Hogan’s ability to claim the spotlight is magnified, Eberly said, because he and the legislative majority hail from different parties. “He has the bully pulpit and has a much easier time controlling the narrative.”
Hogan opened this year’s legislative session by telling lawmakers that he is just a phone call away. But when Sen. Nancy J. King (D-Montgomery) tried to call his office to discuss a bill, she was told she needed to fill out a form.
King, describing the incident, said she was appalled. Hogan aides said an employee inadvertently referred the senator to the process used for some members of the public. But the incident, many believed, spoke to the broader relationship between Hogan and the Democrats.
Miller has blamed Hogan’s perceived missteps, including not talking to lawmakers before making significant announcements, on being a political novice.
“You’ve got to remember he hasn’t held public office before,” Miller said. “The governor needs to work on his communication skills with all the members of the Senate and members of the House. All of us read about these things in the newspaper.”
Hogan’s staff disputes any notion of a communication problem, noting that the governor met with Miller a handful of times this year and frequently talks with him by phone.

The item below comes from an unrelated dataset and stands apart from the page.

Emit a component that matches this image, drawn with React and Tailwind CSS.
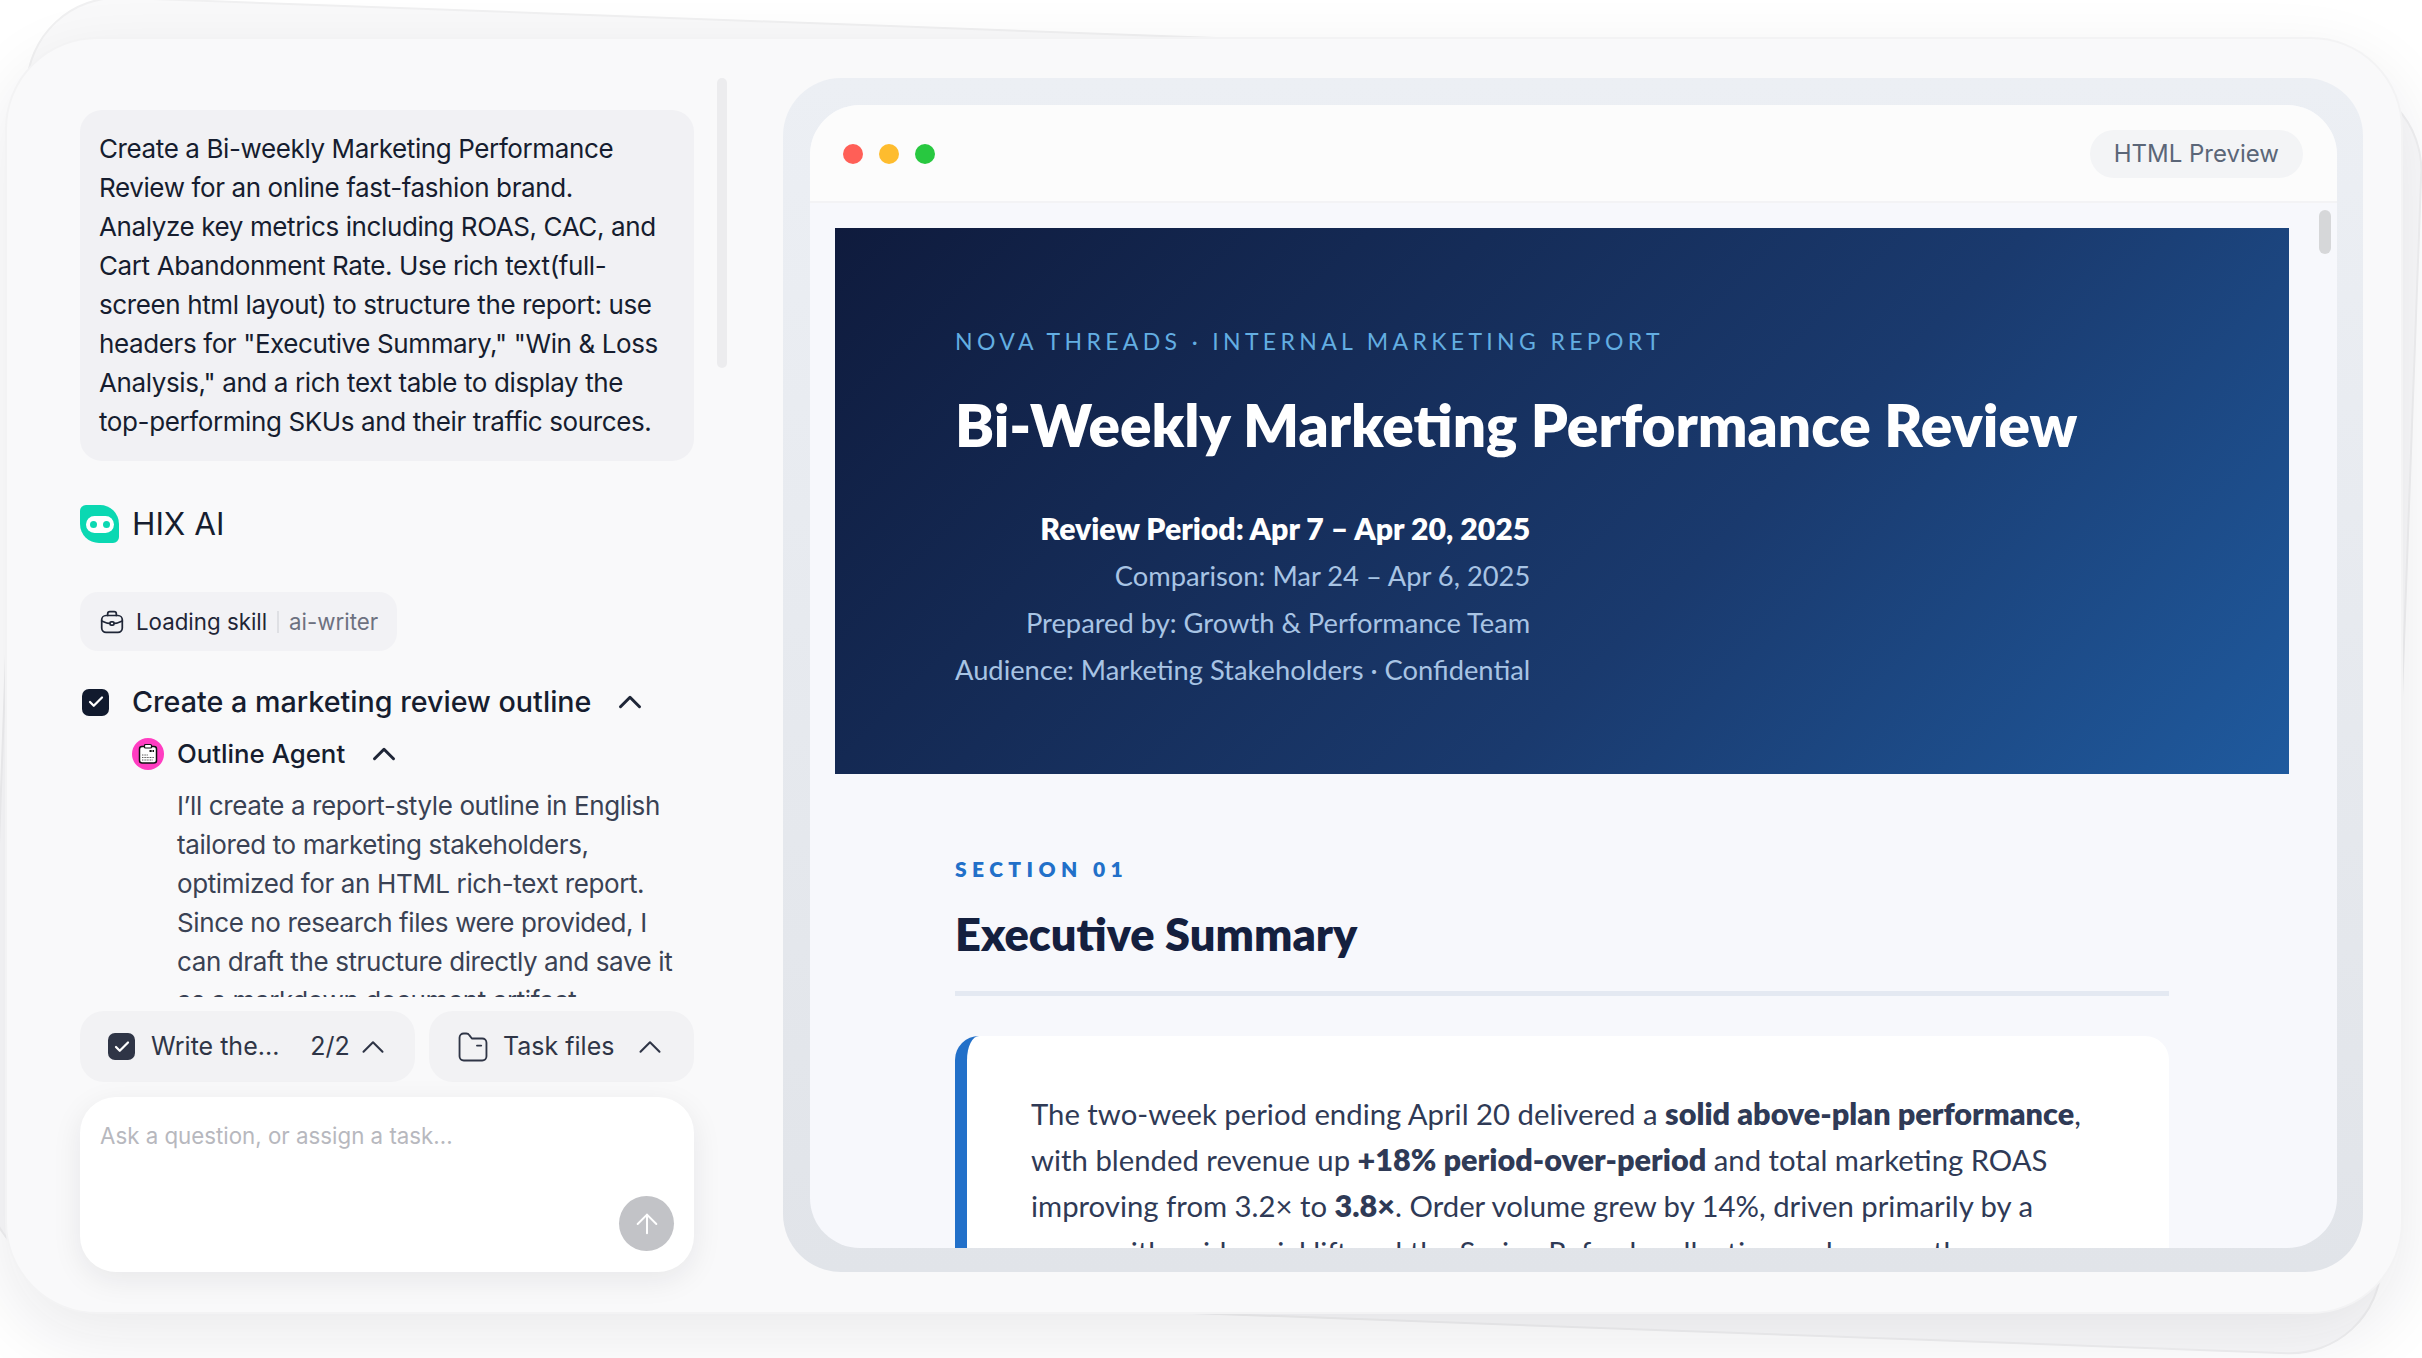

“The governor is here to get things done in the best way and the most cost-effective way possible,” Mayer said. “Anyone who is willing to work with him, he’ll work with them. He doesn’t care if the ideas come from Democrats or Republicans.”
In the end, Morrill said, “no one is going to remember the machinations” of a particular funding dispute or policy proposal.
“That’s just how the sausage is made. If the sausage tastes good, everyone is happy,” he said. “If not, it looks like it’s because you’re not willing to work with the other guys, and that can come back to haunt you.”